DO THIS: Pull every line containing "styled" out of the material below.

DATA SHOWN:

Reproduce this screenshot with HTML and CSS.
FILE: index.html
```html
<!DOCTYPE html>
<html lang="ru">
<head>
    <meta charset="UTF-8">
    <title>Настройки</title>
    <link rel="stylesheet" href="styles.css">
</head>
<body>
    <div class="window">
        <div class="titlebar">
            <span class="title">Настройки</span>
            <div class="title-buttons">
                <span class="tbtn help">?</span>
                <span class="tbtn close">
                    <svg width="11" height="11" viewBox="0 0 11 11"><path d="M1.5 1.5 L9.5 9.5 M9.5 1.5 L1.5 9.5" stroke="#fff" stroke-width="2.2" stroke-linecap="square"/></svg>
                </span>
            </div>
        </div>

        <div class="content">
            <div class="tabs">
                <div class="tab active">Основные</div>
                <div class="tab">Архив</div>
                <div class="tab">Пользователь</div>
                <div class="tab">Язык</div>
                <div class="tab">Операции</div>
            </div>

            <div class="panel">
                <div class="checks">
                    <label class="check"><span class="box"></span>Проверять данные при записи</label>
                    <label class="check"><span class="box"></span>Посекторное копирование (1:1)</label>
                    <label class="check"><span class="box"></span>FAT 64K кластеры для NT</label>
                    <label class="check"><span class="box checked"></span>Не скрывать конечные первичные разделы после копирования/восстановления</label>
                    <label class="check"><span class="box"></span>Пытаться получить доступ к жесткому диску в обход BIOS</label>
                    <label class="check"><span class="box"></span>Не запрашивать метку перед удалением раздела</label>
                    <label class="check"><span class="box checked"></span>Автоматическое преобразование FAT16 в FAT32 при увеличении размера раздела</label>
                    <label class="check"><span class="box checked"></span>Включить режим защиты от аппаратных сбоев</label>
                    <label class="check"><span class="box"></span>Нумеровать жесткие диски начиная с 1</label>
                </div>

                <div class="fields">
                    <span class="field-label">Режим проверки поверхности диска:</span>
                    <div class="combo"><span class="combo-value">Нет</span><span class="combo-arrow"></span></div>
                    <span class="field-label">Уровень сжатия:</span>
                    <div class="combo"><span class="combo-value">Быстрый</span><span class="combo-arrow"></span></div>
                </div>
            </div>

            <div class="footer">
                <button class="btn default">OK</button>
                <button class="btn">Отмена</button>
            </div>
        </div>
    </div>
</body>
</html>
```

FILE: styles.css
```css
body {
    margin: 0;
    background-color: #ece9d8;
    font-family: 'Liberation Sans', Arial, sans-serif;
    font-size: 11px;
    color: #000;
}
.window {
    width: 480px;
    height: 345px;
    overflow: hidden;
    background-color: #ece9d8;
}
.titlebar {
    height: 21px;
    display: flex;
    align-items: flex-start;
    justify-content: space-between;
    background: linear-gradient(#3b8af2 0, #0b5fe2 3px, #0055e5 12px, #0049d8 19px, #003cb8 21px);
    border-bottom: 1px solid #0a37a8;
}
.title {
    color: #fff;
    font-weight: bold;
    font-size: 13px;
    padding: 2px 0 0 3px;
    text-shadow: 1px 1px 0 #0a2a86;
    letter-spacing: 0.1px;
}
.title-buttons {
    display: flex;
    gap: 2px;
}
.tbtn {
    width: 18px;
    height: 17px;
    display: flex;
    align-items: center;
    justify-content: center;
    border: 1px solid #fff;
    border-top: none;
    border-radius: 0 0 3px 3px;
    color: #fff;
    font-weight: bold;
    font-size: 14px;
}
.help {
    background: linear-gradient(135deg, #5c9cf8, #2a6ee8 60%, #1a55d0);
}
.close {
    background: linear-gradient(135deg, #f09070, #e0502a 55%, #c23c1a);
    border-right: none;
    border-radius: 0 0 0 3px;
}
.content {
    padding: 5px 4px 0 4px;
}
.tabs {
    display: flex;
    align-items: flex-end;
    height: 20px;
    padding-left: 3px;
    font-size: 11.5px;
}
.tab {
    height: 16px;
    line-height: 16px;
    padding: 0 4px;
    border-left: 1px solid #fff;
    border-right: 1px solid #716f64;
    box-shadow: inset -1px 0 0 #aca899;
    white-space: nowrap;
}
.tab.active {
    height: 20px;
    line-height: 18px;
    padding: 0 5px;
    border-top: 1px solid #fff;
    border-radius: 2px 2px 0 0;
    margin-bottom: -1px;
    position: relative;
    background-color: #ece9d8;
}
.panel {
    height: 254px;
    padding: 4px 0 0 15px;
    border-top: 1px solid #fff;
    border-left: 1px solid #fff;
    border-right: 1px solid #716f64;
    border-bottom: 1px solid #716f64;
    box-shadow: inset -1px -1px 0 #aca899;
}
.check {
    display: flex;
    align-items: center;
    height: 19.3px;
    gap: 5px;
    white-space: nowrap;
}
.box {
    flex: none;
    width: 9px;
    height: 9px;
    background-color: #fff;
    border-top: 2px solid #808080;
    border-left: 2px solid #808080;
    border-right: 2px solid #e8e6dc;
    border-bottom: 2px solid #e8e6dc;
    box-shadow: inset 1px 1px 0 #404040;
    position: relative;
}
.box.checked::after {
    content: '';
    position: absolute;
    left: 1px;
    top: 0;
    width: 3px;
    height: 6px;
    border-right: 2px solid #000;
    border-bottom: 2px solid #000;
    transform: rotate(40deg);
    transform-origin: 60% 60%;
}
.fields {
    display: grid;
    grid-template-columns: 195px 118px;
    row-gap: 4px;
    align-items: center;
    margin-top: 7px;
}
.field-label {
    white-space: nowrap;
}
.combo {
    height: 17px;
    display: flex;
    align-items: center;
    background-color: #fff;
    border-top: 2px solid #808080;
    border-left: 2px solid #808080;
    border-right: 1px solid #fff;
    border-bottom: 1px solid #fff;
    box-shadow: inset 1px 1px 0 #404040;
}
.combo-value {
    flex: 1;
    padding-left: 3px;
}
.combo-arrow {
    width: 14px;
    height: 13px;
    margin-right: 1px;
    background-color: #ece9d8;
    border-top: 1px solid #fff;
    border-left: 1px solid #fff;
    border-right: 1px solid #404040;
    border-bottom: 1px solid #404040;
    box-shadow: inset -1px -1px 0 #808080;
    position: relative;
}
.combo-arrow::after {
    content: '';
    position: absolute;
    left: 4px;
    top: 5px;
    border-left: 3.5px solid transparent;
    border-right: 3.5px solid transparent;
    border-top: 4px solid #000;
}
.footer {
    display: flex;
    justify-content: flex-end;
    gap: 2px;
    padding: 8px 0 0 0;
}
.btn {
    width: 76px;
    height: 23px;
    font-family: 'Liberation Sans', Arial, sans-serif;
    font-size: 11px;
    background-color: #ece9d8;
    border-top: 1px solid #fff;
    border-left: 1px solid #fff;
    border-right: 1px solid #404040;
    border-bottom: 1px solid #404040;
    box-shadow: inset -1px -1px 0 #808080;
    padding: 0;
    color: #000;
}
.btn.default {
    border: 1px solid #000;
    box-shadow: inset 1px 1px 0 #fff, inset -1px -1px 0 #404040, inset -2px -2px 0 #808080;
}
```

---

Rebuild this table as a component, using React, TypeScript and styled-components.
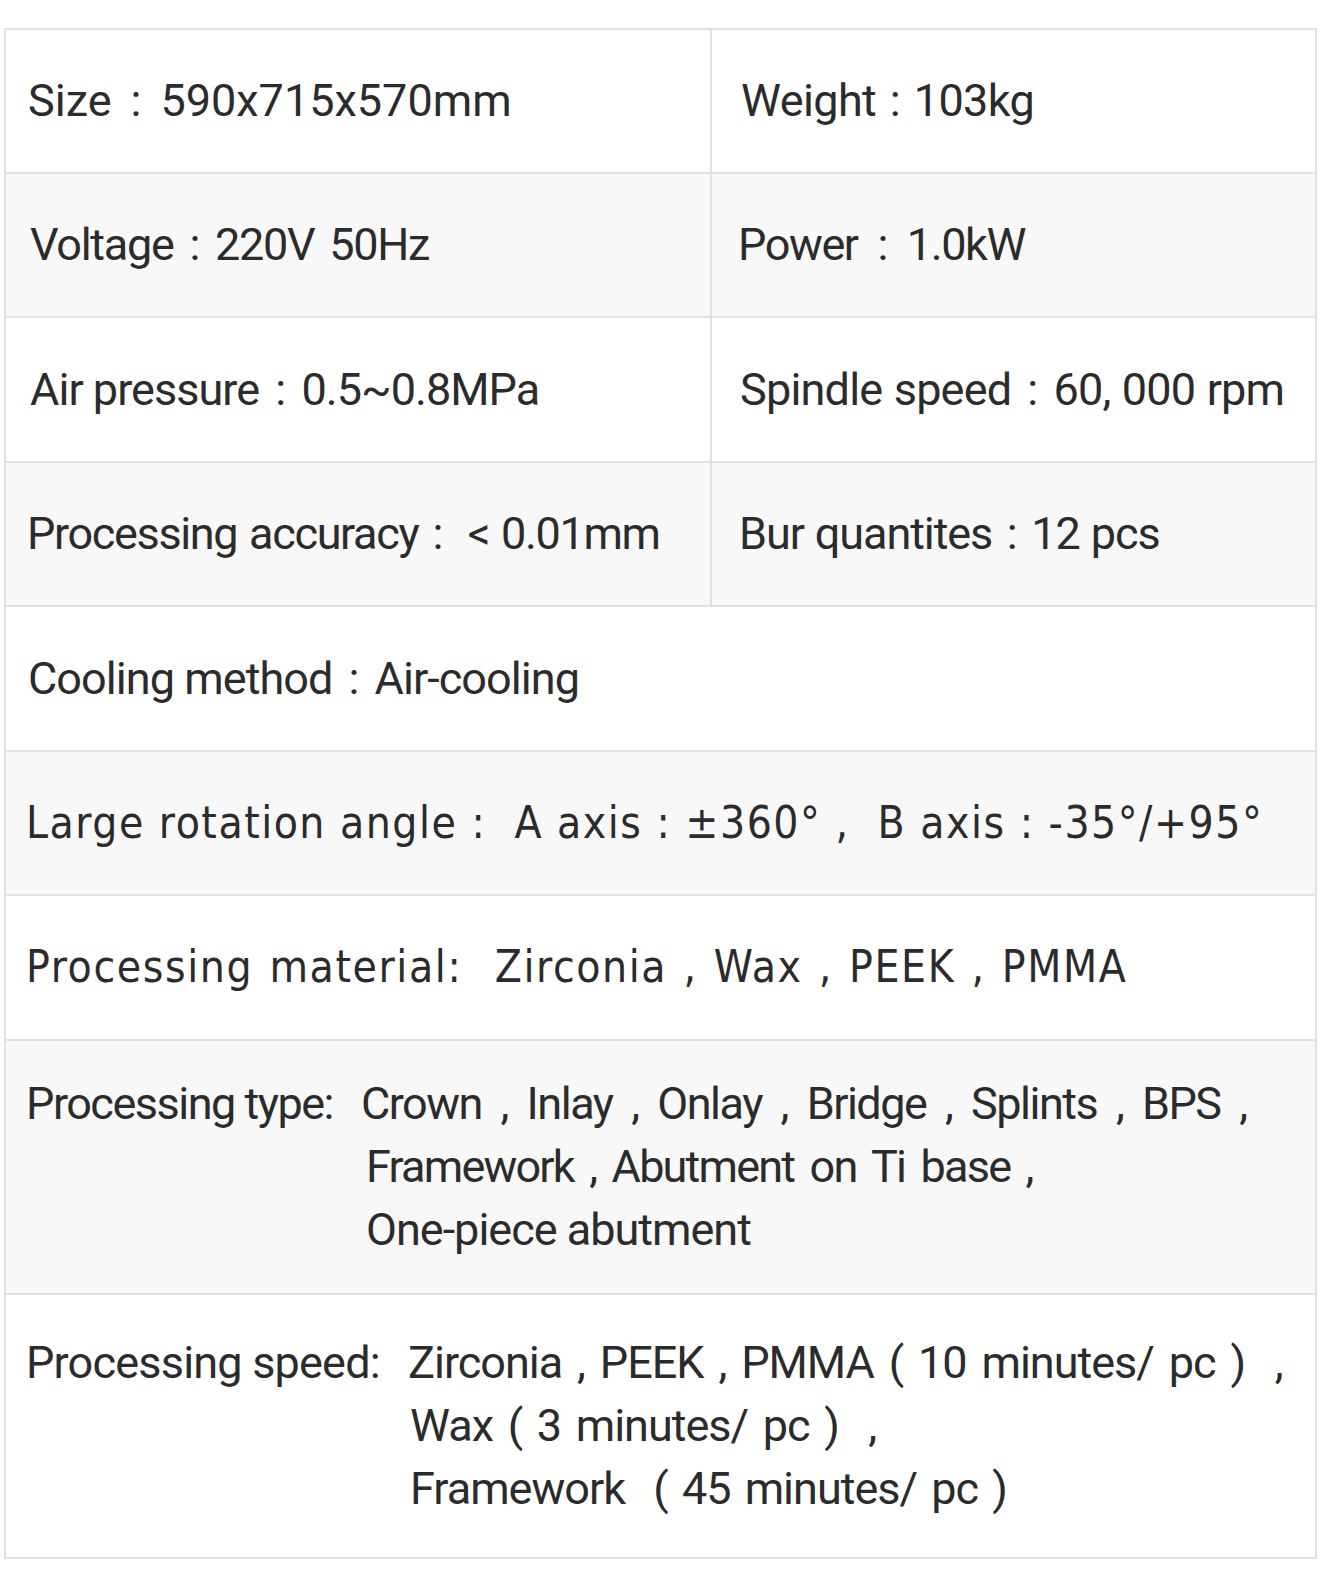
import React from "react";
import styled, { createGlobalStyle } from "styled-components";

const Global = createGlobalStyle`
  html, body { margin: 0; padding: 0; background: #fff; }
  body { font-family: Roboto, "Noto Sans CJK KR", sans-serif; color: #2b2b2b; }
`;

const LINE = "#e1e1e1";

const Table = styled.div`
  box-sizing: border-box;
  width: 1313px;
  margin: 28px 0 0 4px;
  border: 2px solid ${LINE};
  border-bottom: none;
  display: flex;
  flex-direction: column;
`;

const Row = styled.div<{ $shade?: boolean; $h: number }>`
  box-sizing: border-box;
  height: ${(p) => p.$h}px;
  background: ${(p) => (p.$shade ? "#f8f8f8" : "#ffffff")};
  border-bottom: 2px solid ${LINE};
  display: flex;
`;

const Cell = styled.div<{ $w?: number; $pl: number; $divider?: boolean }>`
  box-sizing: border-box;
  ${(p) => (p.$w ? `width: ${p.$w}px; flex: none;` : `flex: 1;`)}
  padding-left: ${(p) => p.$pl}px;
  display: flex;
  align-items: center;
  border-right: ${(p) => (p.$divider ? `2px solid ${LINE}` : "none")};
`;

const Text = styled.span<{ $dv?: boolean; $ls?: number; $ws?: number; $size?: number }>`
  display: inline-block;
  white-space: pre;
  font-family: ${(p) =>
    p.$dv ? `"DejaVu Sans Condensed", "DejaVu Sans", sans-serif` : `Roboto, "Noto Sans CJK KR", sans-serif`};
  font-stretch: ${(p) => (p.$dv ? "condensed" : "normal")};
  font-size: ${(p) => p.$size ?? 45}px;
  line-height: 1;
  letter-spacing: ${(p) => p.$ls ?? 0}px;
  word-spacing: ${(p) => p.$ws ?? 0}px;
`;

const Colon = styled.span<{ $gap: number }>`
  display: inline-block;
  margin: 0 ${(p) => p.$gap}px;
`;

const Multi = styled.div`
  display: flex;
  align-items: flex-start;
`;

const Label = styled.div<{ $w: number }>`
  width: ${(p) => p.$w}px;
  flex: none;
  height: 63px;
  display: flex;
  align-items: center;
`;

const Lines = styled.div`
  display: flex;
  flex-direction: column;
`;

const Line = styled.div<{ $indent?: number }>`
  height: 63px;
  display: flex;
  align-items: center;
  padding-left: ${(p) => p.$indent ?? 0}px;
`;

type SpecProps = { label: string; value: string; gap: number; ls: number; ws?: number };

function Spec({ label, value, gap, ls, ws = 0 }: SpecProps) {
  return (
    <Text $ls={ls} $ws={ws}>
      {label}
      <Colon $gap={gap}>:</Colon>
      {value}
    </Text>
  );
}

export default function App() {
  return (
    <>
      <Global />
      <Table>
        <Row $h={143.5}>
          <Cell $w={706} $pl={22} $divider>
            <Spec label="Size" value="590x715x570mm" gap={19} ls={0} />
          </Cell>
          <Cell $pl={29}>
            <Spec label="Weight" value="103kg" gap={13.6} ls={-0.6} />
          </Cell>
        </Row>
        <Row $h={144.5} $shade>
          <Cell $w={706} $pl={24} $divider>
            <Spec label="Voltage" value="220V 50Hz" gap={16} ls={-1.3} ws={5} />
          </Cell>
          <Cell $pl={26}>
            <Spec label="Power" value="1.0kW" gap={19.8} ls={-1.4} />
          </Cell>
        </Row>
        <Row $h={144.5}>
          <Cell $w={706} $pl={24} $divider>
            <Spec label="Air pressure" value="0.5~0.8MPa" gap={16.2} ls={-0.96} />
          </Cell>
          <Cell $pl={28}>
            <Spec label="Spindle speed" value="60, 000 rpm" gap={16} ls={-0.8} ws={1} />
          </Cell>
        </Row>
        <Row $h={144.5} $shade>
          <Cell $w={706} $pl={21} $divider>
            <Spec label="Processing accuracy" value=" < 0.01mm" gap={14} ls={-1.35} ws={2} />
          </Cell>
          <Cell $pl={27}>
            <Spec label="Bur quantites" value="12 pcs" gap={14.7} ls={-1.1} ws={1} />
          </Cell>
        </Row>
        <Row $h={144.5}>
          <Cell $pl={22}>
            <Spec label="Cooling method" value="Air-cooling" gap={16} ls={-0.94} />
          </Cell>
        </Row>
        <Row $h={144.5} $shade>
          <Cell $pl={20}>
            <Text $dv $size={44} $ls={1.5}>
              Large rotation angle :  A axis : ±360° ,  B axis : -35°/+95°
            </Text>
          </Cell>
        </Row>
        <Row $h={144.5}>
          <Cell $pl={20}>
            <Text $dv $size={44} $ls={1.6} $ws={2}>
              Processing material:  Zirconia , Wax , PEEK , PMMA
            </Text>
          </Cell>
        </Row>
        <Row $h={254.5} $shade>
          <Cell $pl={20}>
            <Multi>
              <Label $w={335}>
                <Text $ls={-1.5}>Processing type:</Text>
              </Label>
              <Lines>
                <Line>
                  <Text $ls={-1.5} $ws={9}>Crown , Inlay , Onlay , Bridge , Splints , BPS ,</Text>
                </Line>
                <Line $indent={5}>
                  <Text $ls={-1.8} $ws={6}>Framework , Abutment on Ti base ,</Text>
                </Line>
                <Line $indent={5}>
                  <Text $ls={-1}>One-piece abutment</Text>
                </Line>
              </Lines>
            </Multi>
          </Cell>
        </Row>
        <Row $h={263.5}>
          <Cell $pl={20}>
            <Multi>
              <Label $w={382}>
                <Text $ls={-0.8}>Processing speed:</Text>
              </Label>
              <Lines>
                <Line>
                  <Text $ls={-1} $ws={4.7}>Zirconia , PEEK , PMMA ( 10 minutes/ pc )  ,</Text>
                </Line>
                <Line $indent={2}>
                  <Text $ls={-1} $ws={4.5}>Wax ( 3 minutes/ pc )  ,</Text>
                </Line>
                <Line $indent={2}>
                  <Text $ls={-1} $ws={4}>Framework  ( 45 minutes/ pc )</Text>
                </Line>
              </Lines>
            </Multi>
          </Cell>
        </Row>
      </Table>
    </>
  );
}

OUTPUT FOR THIS TASK:
Rebuild this table as a component, using React, TypeScript and styled-components.
import styled, { createGlobalStyle } from "styled-components";
const Table = styled.div`
const Row = styled.div<{ $shade?: boolean; $h: number }>`
const Cell = styled.div<{ $w?: number; $pl: number; $divider?: boolean }>`
const Text = styled.span<{ $dv?: boolean; $ls?: number; $ws?: number; $size?: number }>`
const Colon = styled.span<{ $gap: number }>`
const Multi = styled.div`
const Label = styled.div<{ $w: number }>`
const Lines = styled.div`
const Line = styled.div<{ $indent?: number }>`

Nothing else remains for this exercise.